Enti locali e creditori privati: limiti stringenti

Enti locali e creditori privati: i limiti stringenti.

 

Un aspetto spesso trascurato riguarda gli enti locali, quali Comuni e Regioni. Sebbene negli ultimi anni sia stato rafforzato il sistema di cooperazione tra amministrazioni e siano state ampliate le possibilità di accesso alle banche dati fiscali, ciò non implica che gli enti territoriali possano liberamente consultare i conti correnti dei cittadini. L’accesso è ammesso esclusivamente per finalità connesse all’accertamento e alla riscossione dei tributi di propria competenza e deve sempre rispettare i limiti imposti dalla normativa sulla privacy. Anche in questo scenario, il presupposto è l’esercizio di una funzione amministrativa concreta e non una generica attività di monitoraggio patrimoniale.

Questo sistema di accessi controllati ha ricevuto ulteriore rafforzamento a livello europeo con la direttiva (UE) 2019/1153, recepita in Italia con il decreto legislativo n. 195 del 2021. Tale normativa disciplina l’uso delle informazioni finanziarie per la prevenzione e il perseguimento di reati gravi, come il riciclaggio e il finanziamento del terrorismo. È stato chiarito che la disponibilità delle informazioni finanziarie non può tradursi in un controllo generalizzato, ma deve essere limitata a casi specifici, motivati e tracciabili.

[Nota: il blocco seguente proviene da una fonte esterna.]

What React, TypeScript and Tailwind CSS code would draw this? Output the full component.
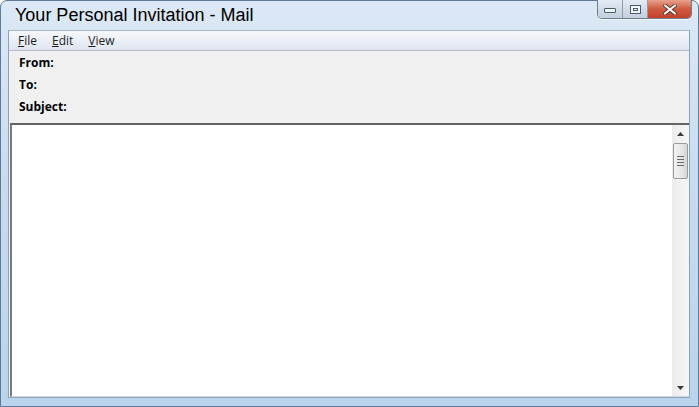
import React from "react";

function Caption() {
  return (
    <div className="flex h-[19px] mt-[-1px] rounded-b-[5px] border border-t-0 border-[#6f7f93] overflow-hidden shadow-[0_1px_0_rgba(255,255,255,0.6)]">
      <div className="w-[25px] h-full flex items-center justify-center bg-gradient-to-b from-[#e4ebf3] to-[#c2cfdd] border-r border-[#8b9bb0]">
        <div className="w-[12px] h-[5px] mt-[3px] border border-[#4a5a70] bg-[#f4f7fb] rounded-[1px]" />
      </div>
      <div className="w-[25px] h-full flex items-center justify-center bg-gradient-to-b from-[#e4ebf3] to-[#c2cfdd] border-r border-[#8b9bb0]">
        <div className="w-[11px] h-[9px] border border-[#4a5a70] flex items-center justify-center bg-[#f4f7fb]">
          <div className="w-[5px] h-[3px] border border-[#4a5a70]" />
        </div>
      </div>
      <div className="w-[43px] h-full flex items-center justify-center bg-gradient-to-b from-[#e8a08c] via-[#cd5a3f] to-[#c4402a]">
        <svg width="14" height="11" viewBox="0 0 14 11">
          <path d="M2 1.5 L12 9.5 M12 1.5 L2 9.5" stroke="#5a2a22" strokeWidth="3.6" strokeLinecap="round" />
          <path d="M2 1.5 L12 9.5 M12 1.5 L2 9.5" stroke="#ffffff" strokeWidth="2.2" strokeLinecap="round" />
        </svg>
      </div>
    </div>
  );
}

function ScrollBar() {
  return (
    <div className="w-[17px] h-full bg-gradient-to-r from-[#ececec] to-[#f6f6f6] flex flex-col items-center">
      <div className="h-[18px] w-full flex items-center justify-center">
        <svg width="7" height="4" viewBox="0 0 7 4"><path d="M0 4 L3.5 0 L7 4 Z" fill="#3a3a3a" /></svg>
      </div>
      <div className="w-[15px] h-[36px] rounded-[2px] border border-[#9a9a9a] bg-gradient-to-r from-[#f2f2f2] via-[#e8e8e8] to-[#d6d6d6] flex flex-col items-center justify-center gap-[2px]">
        <div className="w-[7px] h-[1px] bg-[#6a6a6a]" />
        <div className="w-[7px] h-[1px] bg-[#6a6a6a]" />
        <div className="w-[7px] h-[1px] bg-[#6a6a6a]" />
        <div className="w-[7px] h-[1px] bg-[#6a6a6a]" />
      </div>
      <div className="flex-1" />
      <div className="h-[17px] w-full flex items-center justify-center">
        <svg width="7" height="4" viewBox="0 0 7 4"><path d="M0 0 L3.5 4 L7 0 Z" fill="#3a3a3a" /></svg>
      </div>
    </div>
  );
}

export default function App() {
  const ui = { fontFamily: '"Open Sans", "Liberation Sans", sans-serif' };
  return (
    <div className="w-[699px] h-[407px] overflow-hidden bg-white">
      <div
        className="w-[699px] h-[407px] flex flex-col rounded-t-[7px] border border-[#5f7a98] bg-gradient-to-b from-[#dce8f5] via-[#c6daee] to-[#b9d4ec]"
        style={ui}
      >
        <div className="h-[29px] flex items-start">
          <div
            className="pl-[14px] pt-[3px] text-[18px] leading-[22px] text-black"
            style={{ fontFamily: '"Liberation Sans", Arial, sans-serif' }}
          >
            Your Personal Invitation - Mail
          </div>
          <div className="ml-auto mr-[6px]">
            <Caption />
          </div>
        </div>
        <div className="flex-1 flex flex-col ml-[7px] mr-[8px] mb-[8px] border border-[#8aa2bd] border-t-[#a9b6c6]">
          <div className="h-[20px] flex items-center gap-[15px] px-[9px] text-[12px] text-[#1e1e1e] bg-gradient-to-b from-[#f7f8fb] to-[#dfe5f1] border-b border-[#b9bdc6]">
            <span><span className="underline">F</span>ile</span>
            <span><span className="underline">E</span>dit</span>
            <span><span className="underline">V</span>iew</span>
          </div>
          <div className="h-[72px] bg-[#f0f0f0] flex flex-col pl-[10px] pt-[4px] gap-[6px] text-[12px] font-bold text-black leading-[16px]">
            <div>From:</div>
            <div>To:</div>
            <div>Subject:</div>
          </div>
          <div className="flex-1 flex bg-[#f0f0f0] pl-[1px]">
            <div className="flex-1 flex border-t-2 border-l-2 border-t-[#646464] border-l-[#7a7a7a] border-b border-b-[#d8d8d8] bg-white">
              <div className="flex-1 bg-white" />
              <ScrollBar />
            </div>
          </div>
        </div>
      </div>
    </div>
  );
}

Quando si passa dal settore pubblico a quello dei creditori privati, la presenza di presupposti rigorosi è ancora più marcata. Un creditore non può, in alcun modo, accedere ai dati bancari del debitore per sua iniziativa personale. Per individuare i conti correnti di un debitore, è indispensabile disporre di un titolo esecutivo valido, come una sentenza o un decreto ingiuntivo definitivo, e notificare un atto di precetto. Solamente in una fase successiva, e nell’ambito di una procedura esecutiva, il creditore potrà chiedere al giudice l’autorizzazione ad accedere all’Anagrafe dei Rapporti Finanziari per procedere al pignoramento. In assenza di questi passaggi fondamentali, qualsiasi tentativo di acquisire informazioni bancarie sarebbe considerato illecito.